Coupling High Rate Capability and High Capacity in an Intercalation-Type Sodium-Ion Hybrid Capacitor Anode Material of Hydrated Vanadate via Interlayer-Cation Engineering.

Abstract

Layered metal vanadates with intercalation pseudocapacitive behaviors show great promise for applications in sodium-ion hybrid capacitor anode materials due to their large interlayer distances, which benefit the fast Na+ solid-state diffusion. However, their charge storage capacity is significantly constrained by the limited available sites that allow the intercalation of Na+ ions. In this work, by engineering the interlayer cations, Ni0.12Zn0.2V2O5·1.07H2O is designed as a high-performance anode material in sodium-ion hybrid capacitors. The Ni/Zn codoping in the layered vanadate leads to the integration of high rate capability and high specific capacity.

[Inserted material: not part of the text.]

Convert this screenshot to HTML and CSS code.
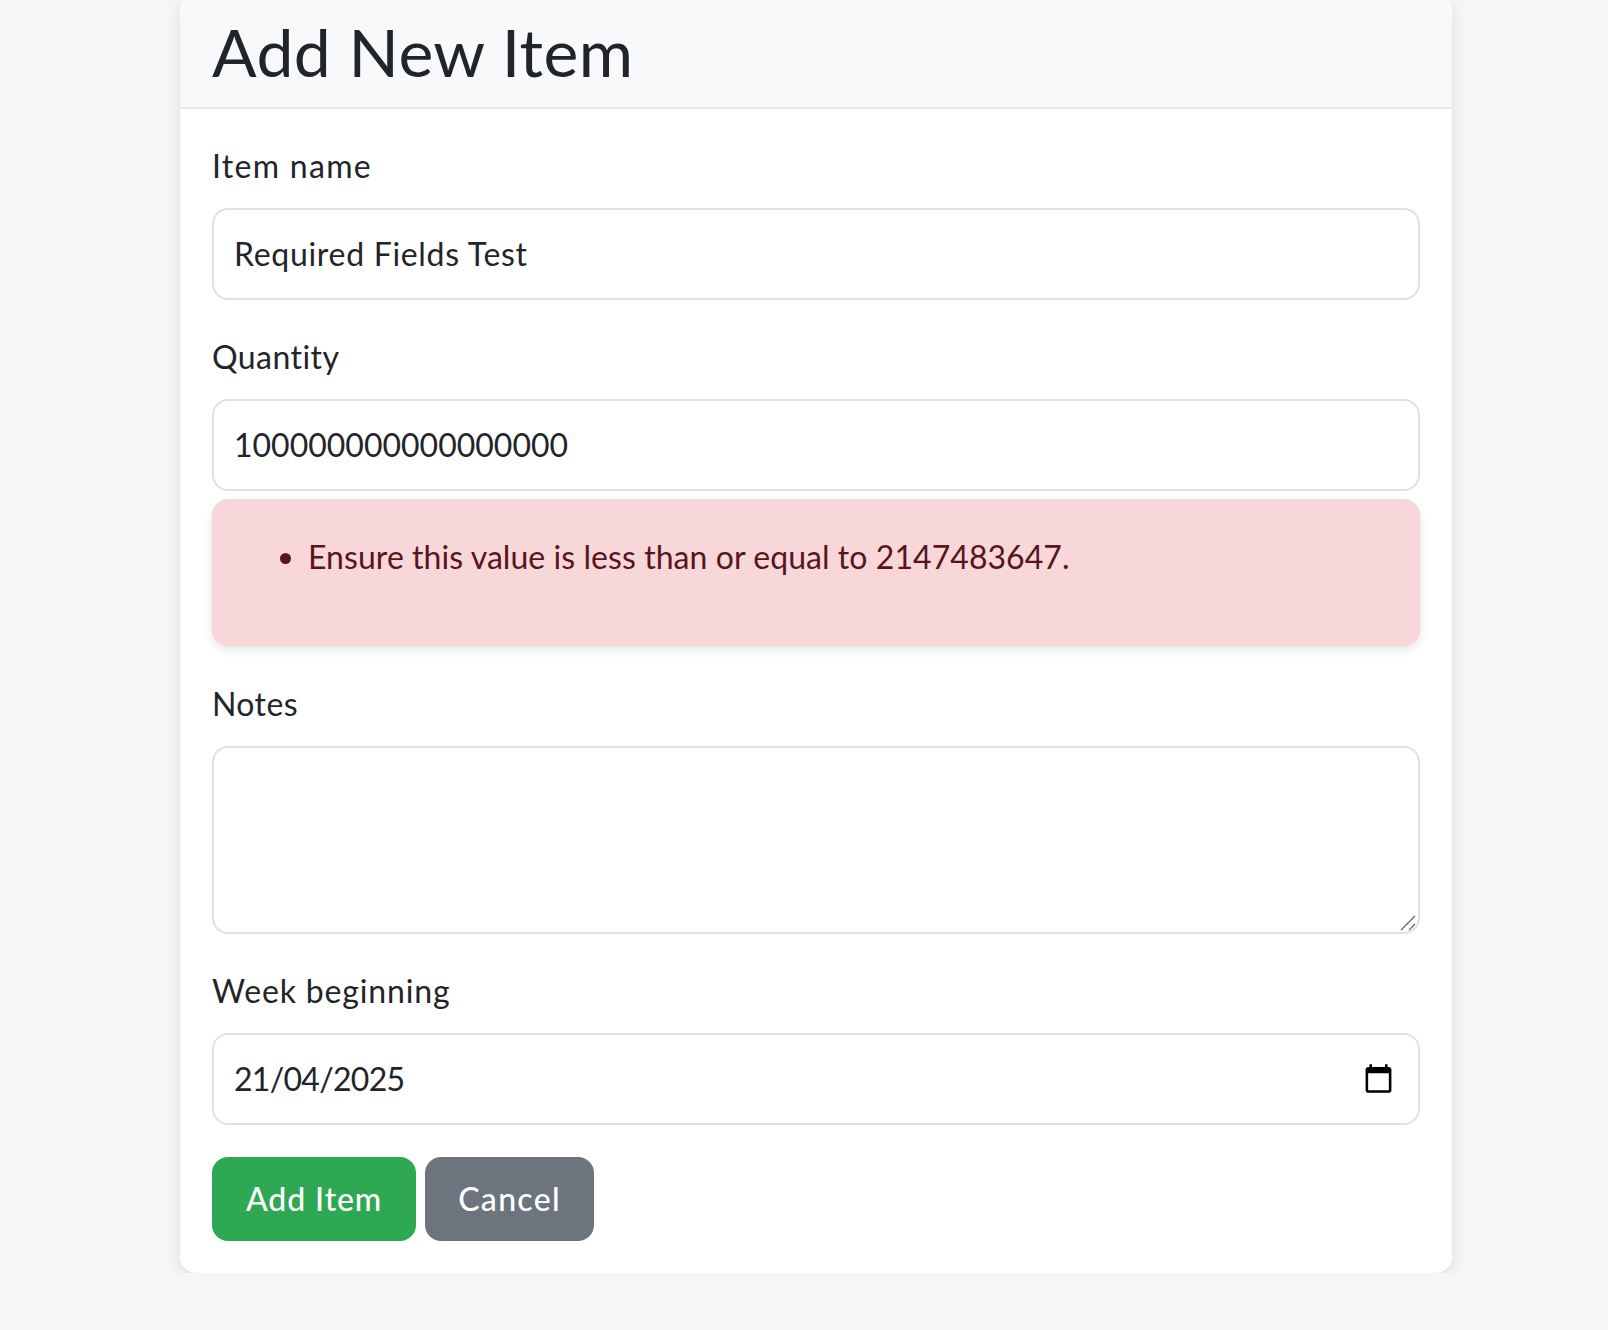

Specifically, the spacious interlayer spacing and the pillaring effects of Zn ions together lead to the high rate performance and decent cycling stability, while the redox reactions of the interlayer Ni ions efficiently upgrade the charge storage capacity of this layered material. Accordingly, this work offers a promising avenue to further optimizing the Na+ storage performance of layered vanadates via interlayer-cation engineering.